## Exercise aim:
Only lines with the word "styled" are needed; collect each of them from the listing below.

## Information shown:
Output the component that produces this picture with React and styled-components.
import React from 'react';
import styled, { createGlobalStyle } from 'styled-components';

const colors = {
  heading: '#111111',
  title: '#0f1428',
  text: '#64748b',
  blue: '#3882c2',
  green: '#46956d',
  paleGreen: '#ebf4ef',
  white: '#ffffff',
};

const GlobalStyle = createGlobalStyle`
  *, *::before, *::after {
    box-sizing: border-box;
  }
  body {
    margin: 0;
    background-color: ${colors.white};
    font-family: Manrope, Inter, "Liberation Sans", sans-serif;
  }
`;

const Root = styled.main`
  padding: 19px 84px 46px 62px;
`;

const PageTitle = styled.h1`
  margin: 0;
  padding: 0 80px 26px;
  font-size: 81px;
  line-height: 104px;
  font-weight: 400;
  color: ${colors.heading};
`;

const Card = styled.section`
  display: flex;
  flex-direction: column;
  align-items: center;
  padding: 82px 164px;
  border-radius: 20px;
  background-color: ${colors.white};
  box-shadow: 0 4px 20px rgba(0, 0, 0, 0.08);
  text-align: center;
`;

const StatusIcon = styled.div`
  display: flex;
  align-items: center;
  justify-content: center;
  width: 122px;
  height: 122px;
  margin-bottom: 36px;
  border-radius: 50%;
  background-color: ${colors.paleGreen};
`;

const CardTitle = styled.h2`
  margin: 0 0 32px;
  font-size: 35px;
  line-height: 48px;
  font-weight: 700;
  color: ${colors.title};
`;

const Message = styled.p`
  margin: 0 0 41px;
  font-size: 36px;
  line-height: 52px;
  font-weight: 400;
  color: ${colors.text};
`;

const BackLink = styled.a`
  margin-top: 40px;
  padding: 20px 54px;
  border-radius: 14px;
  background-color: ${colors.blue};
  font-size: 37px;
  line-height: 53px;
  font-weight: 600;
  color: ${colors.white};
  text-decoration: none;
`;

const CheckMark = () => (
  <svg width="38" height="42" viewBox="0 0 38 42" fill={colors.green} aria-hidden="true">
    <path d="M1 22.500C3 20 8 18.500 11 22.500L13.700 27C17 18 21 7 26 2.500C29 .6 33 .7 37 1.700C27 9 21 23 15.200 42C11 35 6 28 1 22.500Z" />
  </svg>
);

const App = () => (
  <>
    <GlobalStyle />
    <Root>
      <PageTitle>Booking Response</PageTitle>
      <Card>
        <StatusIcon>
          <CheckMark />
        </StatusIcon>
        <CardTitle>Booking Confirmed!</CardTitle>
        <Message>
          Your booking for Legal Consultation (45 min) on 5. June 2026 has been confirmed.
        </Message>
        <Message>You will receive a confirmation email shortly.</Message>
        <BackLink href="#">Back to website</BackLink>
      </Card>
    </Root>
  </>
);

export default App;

## Response to this exercise:
Output the component that produces this picture with React and styled-components.
import styled, { createGlobalStyle } from 'styled-components';
const Root = styled.main`
const PageTitle = styled.h1`
const Card = styled.section`
const StatusIcon = styled.div`
const CardTitle = styled.h2`
const Message = styled.p`
const BackLink = styled.a`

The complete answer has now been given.